Saturday, 12 October 2019

Deconstructing Sega's System 16 Security - Part 1

Sega's System 16 was a new arcade platform introduced in 1986 as a successor to the earlier 8 bit Z80 designs Sega System 1 and System 2. The new system brought in many system upgrades including 16 bit Motorola 68000 CPUs and pioneering security.

Above all System 16 was one of Sega's most successful games platform seeing the release of countless epic games that form part of our collective childhood memories. Among my favorites titles are Shinobi, Golden Axe, Outrun, or Michael Jackson's Moonwalker to name a few, I bet you have yours too.

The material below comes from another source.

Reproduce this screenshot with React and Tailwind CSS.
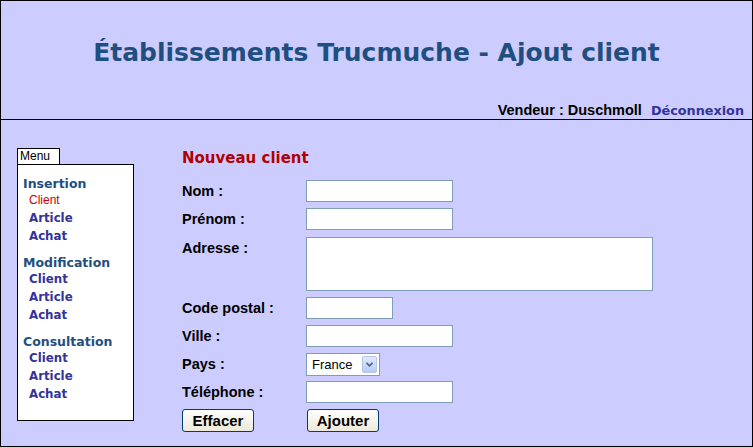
import React from "react";

const verdana = { fontFamily: '"DejaVu Sans", Verdana, sans-serif' };

const MenuGroup = ({ title, links, active }) => (
  <div className="mb-[8px]">
    <div className="text-[12.5px] font-bold leading-[17px] text-[#1f4f80]">{title}</div>
    <ul className="pl-[6px]">
      {links.map((l) =>
        l === active ? (
          <li
            key={l}
            className="h-[18px] leading-[16px] text-[12px] text-[#cc0000] font-['Liberation_Sans',Arial,sans-serif]"
          >
            {l}
          </li>
        ) : (
          <li key={l} className="h-[18px] leading-[16px] text-[11.8px] font-bold text-[#333399]">
            {l}
          </li>
        )
      )}
    </ul>
  </div>
);

const Field = ({ label, w, h = 22, mt }) => (
  <div className={`flex items-start ${mt}`}>
    <label className="w-[124px] pt-[1px] text-[14.5px] leading-[20px] font-bold text-black">{label}</label>
    <div
      className="border border-[#7f9db9] bg-white"
      style={{ width: w, height: h }}
    />
  </div>
);

const Button = ({ children }) => (
  <button className="h-[23px] w-[72px] rounded-[3px] border border-[#003c74] bg-gradient-to-b from-white to-[#ece9d8] text-[15px] font-bold leading-none text-black">
    {children}
  </button>
);

export default function App() {
  return (
    <div className="w-[753px] h-[448px] overflow-hidden bg-[#ccccff] font-['Liberation_Sans',Arial,sans-serif]">
      <div className="w-[753px] h-[447px] border border-black">
        {/* Header */}
        <div className="h-[119px] border-b border-black flex flex-col">
          <h1
            style={verdana}
            className="pt-[34px] text-center text-[25px] font-bold leading-[36px] text-[#1f4f80]"
          >
            Établissements Trucmuche - Ajout client
          </h1>
          <div className="mt-auto mb-[-3px] pr-[8px] flex justify-end items-baseline gap-[9px]">
            <span className="text-[14.5px] font-bold text-black">Vendeur : Duschmoll</span>
            <span style={verdana} className="text-[12.8px] font-bold text-[#333399]">
              Déconnexion
            </span>
          </div>
        </div>

        {/* Body */}
        <div className="flex pt-[28px]">
          {/* Menu */}
          <div className="ml-[16px] w-[117px]">
            <div className="w-[43px] h-[16px] border border-b-0 border-black bg-white pl-[2px] text-[12px] leading-[15px]">
              Menu
            </div>
            <div style={verdana} className="h-[257px] border border-black bg-white pl-[5px] pt-[10px]">
              <MenuGroup title="Insertion" links={["Client", "Article", "Achat"]} active="Client" />
              <MenuGroup title="Modification" links={["Client", "Article", "Achat"]} />
              <MenuGroup title="Consultation" links={["Client", "Article", "Achat"]} />
            </div>
          </div>

          {/* Form */}
          <div className="ml-[48px] flex flex-col">
            <h2 style={verdana} className="h-[20px] text-[15px] font-bold leading-[20px] text-[#b30000]">
              Nouveau client
            </h2>
            <Field label="Nom :" w={147} mt="mt-[12px]" />
            <Field label="Prénom :" w={147} mt="mt-[6px]" />
            <Field label="Adresse :" w={347} h={54} mt="mt-[7px]" />
            <Field label="Code postal :" w={87} mt="mt-[6px]" />
            <Field label="Ville :" w={147} mt="mt-[6px]" />
            <div className="flex items-start mt-[6px]">
              <label className="w-[124px] pt-[1px] text-[14.5px] leading-[20px] font-bold text-black">Pays :</label>
              <div className="w-[74px] h-[23px] border border-[#7f9db9] bg-white flex items-center justify-between pl-[5px] pr-[2px]">
                <span className="text-[13px] text-black">France</span>
                <span className="w-[15px] h-[17px] rounded-[2px] border border-[#b3c6f0] bg-gradient-to-b from-[#e2ebfd] to-[#b7caf5] flex items-center justify-center">
                  <svg width="7" height="5" viewBox="0 0 7 5">
                    <path d="M0.5 0.8 L3.5 3.8 L6.5 0.8" fill="none" stroke="#4d6185" strokeWidth="1.6" />
                  </svg>
                </span>
              </div>
            </div>
            <Field label="Téléphone :" w={147} mt="mt-[5px]" />
            <div className="flex mt-[6px]">
              <div className="w-[125px]">
                <Button>Effacer</Button>
              </div>
              <Button>Ajouter</Button>
            </div>
          </div>
        </div>
      </div>
    </div>
  );
}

The platform got subsequent updates and revisions introducing improvements to base specs and integration of chips. The initial System 16A was released in 1986 followed soon by the more common System 16B in 1987, a later revision known as System 18 was introduced in 1989. Specs for all three revisions are as follows:

System 16A specifications

Main CPU: Motorola 68000 or Hitachi FD1089/FD1094 security modules @ 10 MHz
Memory: 16kB + 2 kB
Sound CPU: NEC uPD780C-1 (Zilog Z80) @ 4 MHz
FM synthesis sound chip: Yamaha YM2151 @ 4 MHz (8 FM synthesis channels)
PCM sound chip: NEC uPD7751@ 6 MHz
ADPCM channels: 3
Audio bit depth: 8-bit
Custom GPU chipset: 315-5011 sprite line comparator, 315-5012 sprite generator, 2× 315-5049 tilemap chips, 315-5107 & 315-5108 display timers, 315-5143 & 315-5144 sprite chips, 315-5149 video mixer
Performance: 12.5874 MHz sprite line buffer render clock, 6.2937 MHz sprite line buffer scan/erase & pixel clock
Display resolution: 320×224 to 342×262 (horizontal), 224×320 to 262×342 (vertical), progressive scan
Color palette: 98,304
Colors on screen: 4096 (unique colors) to 6144 (with shadow & highlight)
Graphical planes and sprite capabilities: 2 tile layers (row & column scrolling, 8×8 tiles), 1 text layer, 1 sprite layer. Dual line buffers, double buffering, 128 on-screen sprites, 800 sprite pixels (800.75 sprite processing ticks) per scanline, 100 sprites per scanline, 16 colors per sprite, 8 to 256 width, 8 to 256 height

Fantasy Zone System 16(A) motherboard

Note: a few of the initial System 16 games were released in what's know as Pre-System 16 hardware, this rare system looks pretty much like modified a System1 / 2 pcb.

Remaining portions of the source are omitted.